PERCORSO AD OSTACOLI | Ravenna, paraplegico «rider» tra ospedale e casa
Mirella Madeo - È giusto che un ragazzo paraplegico, ricoverato in ospedale, debba essere costretto a recarsi nella propria abitazione per espletare le sue necessità fisiologiche, essendo la suddetta struttura priva di un bagno adeguato alle sue esigenze? È ciò che è accaduto a Ravenna, qualche tempo fa, ad una persona in carrozzina durante i giorni di degenza ospedaliera. Mirko è il protagonista dell’increscioso episodio che ci piacerebbe fosse oggetto di riflessione per le autorità competenti, a suo tempo, investite della questione. La sua segnalazione ci risulta, tuttavia, a tutt’oggi, rimasta senza alcun intervento risolutivo.
Essendo in carrozzina a causa di una paraplegia, Mirko si è trovato ad affrontare una situazione inaspettata. Durante i giorni di degenza presso il nosocomio della nostra città, a causa dell’assenza, in tutta la struttura, di un wc con doccino di servizio, che gli consentisse di provvedere alla sua igene personale, questi è stato costretto a fare la spola tra il suo domicilio e l’ospedale. Una situazione che ha dato origine ad un disagio facilmente evitabile se si fosse anche solo data attuazione a quanto previsto dai decreti (D.p.r.) n. 384/78 e 236/89 i quali, in ottemperanza alle condizioni di vivibilità e sicurezza di ogni ambiente abitativo, sia pubblico che privato, stabiliscono che almeno un nucleo-servizi, dotato di doccia, deve essere accessibile anche ai disabili. Tuttavia, non è detto che un bagno pienamente conforme ai dettami della predetta normativa, peraltro raro a trovarsi, sia comunque sufficiente a soddisfare le necessità di una persona disabile costretta a muoversi in sedia a rotelle.
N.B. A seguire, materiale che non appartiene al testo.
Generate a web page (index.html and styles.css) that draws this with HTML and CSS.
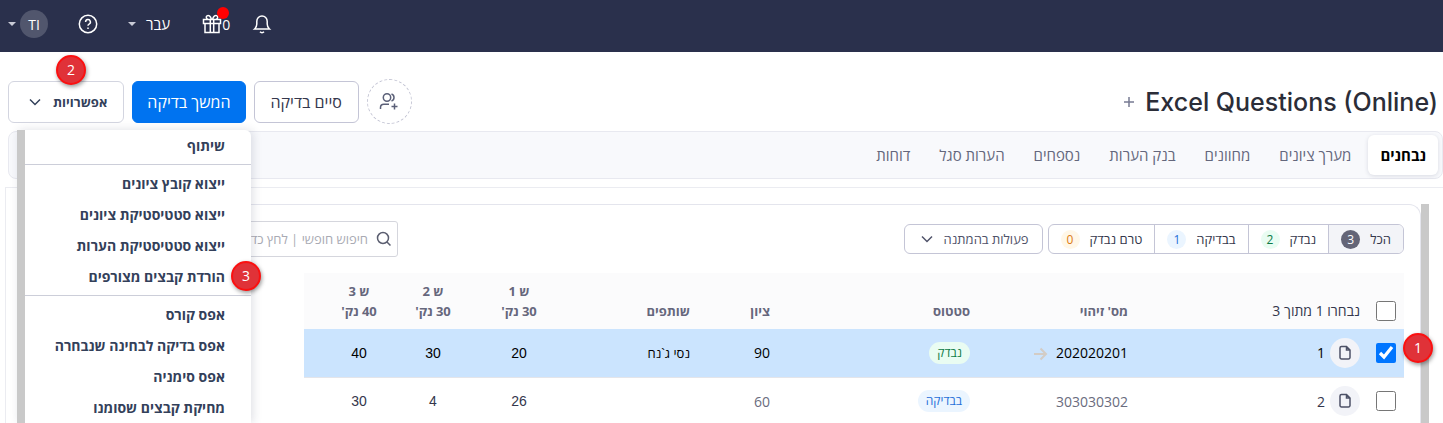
FILE: index.html
```html
<!DOCTYPE html>
<html lang="he" dir="rtl">
<head>
    <meta charset="UTF-8">
    <meta name="viewport" content="width=device-width, initial-scale=1.0">
    <title>Excel Questions (Online)</title>
    <link rel="stylesheet" href="styles.css">
</head>
<body>
    <header class="topbar">
        <button class="top-btn bell" aria-label="התראות">
            <svg width="20" height="20" viewBox="0 0 20 20"><path d="M2.6 15h14.8c-1.6-1.4-2.2-3-2.2-5V7.200a5.200 5.200 0 0 0-10.400 0V10c0 2-.6 3.600-2.200 5zM8 17.800c1 1.100 3 1.100 4 0"/></svg>
        </button>
        <button class="top-btn gift" aria-label="חדשות">
            <span>0</span>
            <svg width="20" height="20" viewBox="0 0 20 20"><path d="M1.500 5.500h17v4h-17zM3 9.500v9h14v-9M8.300 5.500v13M11.700 5.500v13M9.500 5.500C8.500 2 6.500.8 5 1.800S4.500 5 6 5.500M10.500 5.500C11.500 2 13.500.8 15 1.800S15.500 5 14 5.500"/></svg>
            <i class="dot"></i>
        </button>
        <button class="top-btn lang">עבר <i class="caret"></i></button>
        <button class="top-btn help" aria-label="עזרה">
            <svg width="20" height="20" viewBox="0 0 20 20"><circle cx="10" cy="10" r="8.700"/><path d="M7.600 8a2.400 2.400 0 1 1 3.500 2.100c-.8.4-1.100.8-1.100 1.600M10 13.500v1.400"/></svg>
        </button>
        <button class="top-btn user"><span class="avatar">TI</span><i class="caret"></i></button>
    </header>

    <div class="title-row">
        <h1 dir="ltr">Excel Questions (Online)</h1>
        <button class="add" aria-label="הוספה">
            <svg width="12" height="12" viewBox="0 0 12 12"><path d="M6 1v10M1 6h10"/></svg>
        </button>
        <div class="actions">
            <button class="add-user" aria-label="הוספת משתמש">
                <svg width="20" height="20" viewBox="0 0 20 20"><circle cx="8" cy="5.500" r="3.700"/><path d="M12.500 2a3.700 3.700 0 0 1 0 7M1.500 17v-1.500c0-2 1.400-3.300 3.300-3.300H10M15.500 11.500v6M12.500 14.500h6"/></svg>
            </button>
            <button class="btn">סיים בדיקה</button>
            <button class="btn primary">המשך בדיקה</button>
            <div class="dropdown">
                <button class="btn options">אפשרויות
                    <svg width="14" height="14" viewBox="0 0 14 14"><path d="M2 4.500l5 5 5-5"/></svg>
                </button>
                <span class="step step-2">2</span>
                <ul class="menu">
                    <li><a href="#">שיתוף</a></li>
                    <li class="sep"></li>
                    <li><a href="#">ייצוא קובץ ציונים</a></li>
                    <li><a href="#">ייצוא סטטיסטיקת ציונים</a></li>
                    <li><a href="#">ייצוא סטטיסטיקת הערות</a></li>
                    <li><a href="#">הורדת קבצים מצורפים</a><span class="step step-3">3</span></li>
                    <li class="sep"></li>
                    <li><a href="#">אפס קורס</a></li>
                    <li><a href="#">אפס בדיקה לבחינה שנבחרה</a></li>
                    <li><a href="#">אפס סימניה</a></li>
                    <li><a href="#">מחיקת קבצים שסומנו</a></li>
                </ul>
            </div>
        </div>
    </div>

    <nav class="tabs">
        <a href="#" class="active">נבחנים</a>
        <a href="#">מערך ציונים</a>
        <a href="#">מחוונים</a>
        <a href="#">בנק הערות</a>
        <a href="#">נספחים</a>
        <a href="#">הערות סגל</a>
        <a href="#">דוחות</a>
    </nav>

    <main class="content">
        <div class="scrollbar"></div>
        <section class="panel">
            <div class="toolbar">
                <div class="filters">
                    <button class="on">הכל <span class="count dark">3</span></button>
                    <button>נבדק <span class="count green">2</span></button>
                    <button>בבדיקה <span class="count blue">1</span></button>
                    <button>טרם נבדק <span class="count orange">0</span></button>
                </div>
                <button class="pending">פעולות בהמתנה
                    <svg width="14" height="14" viewBox="0 0 14 14"><path d="M2 4.500l5 5 5-5"/></svg>
                </button>
                <div class="search">
                    <svg width="16" height="16" viewBox="0 0 16 16"><circle cx="7" cy="7" r="5.500"/><path d="M11 11l3.500 3.500"/></svg>
                    <input type="text" aria-label="חיפוש" placeholder="חיפוש חופשי | לחץ כדי לסנן">
                </div>
            </div>

            <table>
                <colgroup>
                    <col>
                    <col class="c-id">
                    <col class="c-status">
                    <col class="c-grade">
                    <col class="c-partners">
                    <col class="c-q1">
                    <col class="c-q2">
                    <col class="c-q3">
                    <col class="c-end">
                </colgroup>
                <thead>
                    <tr>
                        <th class="pick">
                            <label class="row-pick"><input type="checkbox"> נבחרו 1 מתוך 3</label>
                        </th>
                        <th>מס' זיהוי</th>
                        <th>סטטוס</th>
                        <th>ציון</th>
                        <th>שותפים</th>
                        <th class="q">ש 1<br>30 נק'</th>
                        <th class="q">ש 2<br>30 נק'</th>
                        <th class="q">ש 3<br>40 נק'</th>
                        <th></th>
                    </tr>
                </thead>
                <tbody>
                    <tr class="selected">
                        <td class="pick">
                            <div class="row-pick">
                                <input type="checkbox" aria-label="בחירת נבחן 1" checked>
                                <button class="file" aria-label="פתיחת קובץ"><svg width="14" height="16" viewBox="0 0 14 16"><path d="M8.500 1.500H3.500a1.500 1.500 0 0 0-1.500 1.500v9.500A1.500 1.500 0 0 0 3.500 14h7a1.500 1.500 0 0 0 1.500-1.500V5zM8.500 1.500V5H12"/></svg></button>
                                <span>1</span>
                            </div>
                            <span class="step step-1">1</span>
                        </td>
                        <td class="num">202020201 <svg class="arrow" width="15" height="14" viewBox="0 0 15 14"><path d="M1 7h12M7.500 1.500L13 7l-5.500 5.500"/></svg></td>
                        <td><span class="tag green">נבדק</span></td>
                        <td class="num">90</td>
                        <td class="name">נסי ג`נח</td>
                        <td class="q">20</td>
                        <td class="q">30</td>
                        <td class="q">40</td>
                        <td></td>
                    </tr>
                    <tr>
                        <td class="pick">
                            <div class="row-pick">
                                <input type="checkbox" aria-label="בחירת נבחן 2">
                                <button class="file" aria-label="פתיחת קובץ"><svg width="14" height="16" viewBox="0 0 14 16"><path d="M8.500 1.500H3.500a1.500 1.500 0 0 0-1.500 1.500v9.500A1.500 1.500 0 0 0 3.500 14h7a1.500 1.500 0 0 0 1.500-1.500V5zM8.500 1.500V5H12"/></svg></button>
                                <span>2</span>
                            </div>
                        </td>
                        <td class="num">303030302</td>
                        <td><span class="tag blue">בבדיקה</span></td>
                        <td class="num">60</td>
                        <td class="name"></td>
                        <td class="q">26</td>
                        <td class="q">4</td>
                        <td class="q">30</td>
                        <td></td>
                    </tr>
                </tbody>
            </table>
        </section>
    </main>
</body>
</html>
```
FILE: styles.css
```css
* {
    box-sizing: border-box;
}

body {
    margin: 0;
    height: 100vh;
    overflow: hidden;
    display: flex;
    flex-direction: column;
    font-family: "Open Sans", "Noto Sans", "Liberation Sans", sans-serif;
    font-size: 14px;
    color: #34374c;
    background: #fff;
}

button,
input {
    font: inherit;
    color: inherit;
}

button {
    padding: 0;
    border: none;
    background: none;
    cursor: pointer;
}

a {
    color: inherit;
    text-decoration: none;
}

svg {
    display: block;
    flex: none;
    fill: none;
    stroke: currentColor;
    stroke-width: 1.5;
}

/* Top bar */
.topbar {
    flex: none;
    display: flex;
    justify-content: flex-end;
    align-items: center;
    height: 52px;
    padding: 0 8px 4px;
    background: #2a304c;
    color: #fff;
}

.top-btn {
    position: relative;
    display: flex;
    align-items: center;
}

.gift {
    margin-right: 22px;
}

.dot {
    position: absolute;
    top: -7px;
    right: 1px;
    width: 12px;
    height: 12px;
    border-radius: 50%;
    background: #f00;
}

.lang {
    gap: 10px;
    margin-right: 32px;
    font-size: 15px;
}

.help {
    margin-right: 30px;
}

.user {
    gap: 4px;
    margin-right: 30px;
}

.avatar {
    display: flex;
    align-items: center;
    justify-content: center;
    width: 28px;
    height: 28px;
    border-radius: 50%;
    background: #51566d;
}

.caret {
    border: 4px solid transparent;
    border-top-color: #c8cad6;
    border-bottom: none;
}

/* Title and actions */
.title-row {
    flex: none;
    display: flex;
    align-items: center;
    height: 79px;
    padding: 20px 5px 0 8px;
}

h1 {
    margin: 0;
    font-size: 25px;
    font-weight: 500;
    font-family: "Inter", "Open Sans", sans-serif;
    line-height: 36px;
    color: #2b2d38;
}

.add {
    margin-right: 10px;
    color: #777b93;
}

.actions {
    display: flex;
    align-items: center;
    gap: 8px;
    margin-right: auto;
}

.add-user {
    display: flex;
    align-items: center;
    justify-content: center;
    width: 45px;
    height: 45px;
    border: 1px dashed #c4c5d4;
    border-radius: 50%;
    color: #5b6078;
}

.btn {
    display: flex;
    align-items: center;
    height: 42px;
    padding: 0 16px;
    border: 1px solid #c4c5d6;
    border-radius: 6px;
    background: #fff;
    font-size: 16px;
}

.primary {
    padding: 0 14px;
    border-color: #0073f0;
    background: #0073f0;
    color: #fff;
}

.options {
    gap: 11px;
    padding: 0 16px 0 19px;
    border-color: #d3d5e0;
    font-size: 13px;
    font-weight: 700;
    color: #33405a;
}

/* Options menu */
.dropdown {
    position: relative;
}

.menu {
    position: absolute;
    z-index: 2;
    top: 49px;
    left: 9px;
    width: 234px;
    height: 293px;
    margin: 0;
    padding: 0;
    overflow: visible;
    list-style: none;
    border-left: 8px solid #c9c9c9;
    border-radius: 0 6px 0 0;
    background: #fff;
    box-shadow: 2px 0 10px rgba(40, 45, 80, 0.15);
    font-weight: 700;
    color: #33405a;
}

.menu li {
    position: relative;
}

.menu a {
    display: block;
    padding: 0 26px;
    line-height: 31px;
    white-space: nowrap;
}

.menu .sep {
    height: 1px;
    margin: 3px 0;
    background: #ccced9;
}

/* Numbered callouts */
.step {
    position: absolute;
    z-index: 3;
    width: 30px;
    height: 30px;
    border: 2px solid #fb1010;
    border-radius: 50%;
    background: #e03238;
    box-shadow: 1px 2px 4px rgba(0, 0, 0, 0.4);
    color: #fff;
    font-size: 14px;
    font-weight: 400;
    line-height: 26px;
    text-align: center;
}

.step-1 {
    top: 4px;
    right: -29px;
}

.step-2 {
    top: -26px;
    left: 48px;
}

.step-3 {
    top: 0;
    right: -10px;
}

/* Tabs */
.tabs {
    flex: none;
    display: flex;
    gap: 5px;
    height: 48px;
    margin-left: 8px;
    padding: 3px 4px;
    border: 1px solid #e8e9f0;
    border-radius: 8px;
    background: #f8f9fc;
    color: #64677c;
    font-size: 15px;
}

.tabs a {
    padding: 0 12px;
    border-radius: 6px;
    line-height: 40px;
}

.tabs .active {
    background: #fff;
    box-shadow: 0 1px 4px rgba(40, 45, 80, 0.15);
    color: #000;
    font-weight: 700;
}

/* Content */
.content {
    flex: 1;
    display: flex;
    min-height: 0;
    margin: 8px 0 0 5px;
    padding: 16px 14px 0 12px;
    border: solid #ebecf1;
    border-width: 1px 0 0 1px;
}

.scrollbar {
    width: 8px;
    background: #c9c9c9;
}

.panel {
    flex: 1;
    padding: 16px 16px 0;
    border: 1px solid #e4e5ed;
    border-bottom: none;
    border-radius: 12px 12px 0 0;
}

.toolbar {
    display: flex;
    align-items: center;
    gap: 5px;
    height: 36px;
    font-size: 13px;
}

.filters {
    display: flex;
    border: 1px solid #c4c5d6;
    border-radius: 6px;
    overflow: hidden;
}

.filters button {
    display: flex;
    align-items: center;
    gap: 10px;
    height: 28px;
    padding: 0 12px;
}

.filters button + button {
    border-right: 1px solid #c4c5d6;
}

.filters .on {
    background: #f3f4f8;
}

.count {
    width: 19px;
    border-radius: 50%;
    font-size: 12px;
    line-height: 19px;
    text-align: center;
}

.dark {
    background: #646577;
    color: #fff;
}

.green {
    background: #e9fcf2;
    color: #0b7a45;
}

.blue {
    background: #ebf5ff;
    color: #1f6fd8;
}

.orange {
    background: #fff7e8;
    color: #dd7a12;
}

.pending {
    display: flex;
    align-items: center;
    gap: 10px;
    height: 30px;
    padding: 0 13px 0 15px;
    border: 1px solid #c4c5d6;
    border-radius: 6px;
    color: #50536a;
}

.search {
    display: flex;
    align-items: center;
    gap: 8px;
    width: 250px;
    height: 36px;
    margin: 0 auto 0 113px;
    padding: 0 5px;
    border: 1px solid #d5d6dd;
    border-radius: 3px;
    color: #5b5e70;
}

.search input {
    flex: 1;
    min-width: 0;
    padding: 0;
    border: none;
    outline: none;
}

.search input::placeholder {
    color: #a9aab3;
}

/* Students table */
table {
    width: calc(100% - 269px);
    margin-top: 16px;
    border-collapse: collapse;
    table-layout: fixed;
}

.c-id { width: 158px; }
.c-status { width: 200px; }
.c-grade { width: 80px; }
.c-partners { width: 137px; }
.c-q1 { width: 92px; }
.c-q2 { width: 80px; }
.c-q3 { width: 68px; }
.c-end { width: 21px; }

th,
td {
    padding: 0 12px 0 0;
    text-align: right;
    white-space: nowrap;
}

th {
    height: 56px;
    padding-bottom: 8px;
    vertical-align: bottom;
    line-height: 20px;
    font-size: 13px;
    font-weight: 700;
    color: #66677c;
    background: #fbfbfc;
}

td {
    height: 48px;
    border-bottom: 1px solid #e4e5ea;
}

.q {
    padding-right: 0;
    text-align: center;
}

td.q {
    font-family: "Liberation Sans", sans-serif;
}

.name {
    font-size: 13px;
}

.pick {
    position: relative;
    padding-right: 8px;
    font-size: 14px;
    font-weight: 400;
    color: #34374c;
}

.row-pick {
    display: flex;
    align-items: center;
}

.row-pick input {
    width: 20px;
    height: 20px;
    margin: 0 0 0 16px;
    accent-color: #0075ff;
}

.file {
    display: flex;
    align-items: center;
    justify-content: center;
    width: 30px;
    height: 30px;
    margin-left: 5px;
    border-radius: 50%;
    background: #f2f3f8;
    color: #4d5267;
}

.num {
    color: #6a6c7e;
}

.selected {
    background: #cbe4fe;
}

.selected td {
    color: #000;
}

.arrow {
    display: inline-block;
    margin-right: 4px;
    vertical-align: -3px;
    color: #d3ccc5;
    stroke-width: 2;
}

.tag {
    display: inline-block;
    padding: 0 8px;
    border-radius: 11px;
    font-size: 12px;
    line-height: 22px;
}
```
Per una piena accessibilità è infatti necessario che i bagni destinati ai disabili abbiano, tra gli altri accorgimenti previsti, un doccino di servizio, ed un wc con ciambella provvisti di scasso per la mano, essendo altresi essenziale che vi sia una «sedia comoda» con doppia funzione di water-doccia, per garantire loro ed a chi se ne prende cura, la massima sicurezza di movimento all’interno dell’apposito «box». Una storia, quella di Mirko, violato nella sua dignità di persona, che lascia con l’amaro in bocca per l’inerzia di chi avrebbe dovuto impedire quanto accaduto, rendendosi al contrario responsabile di una vicenda tutt’altro che civile.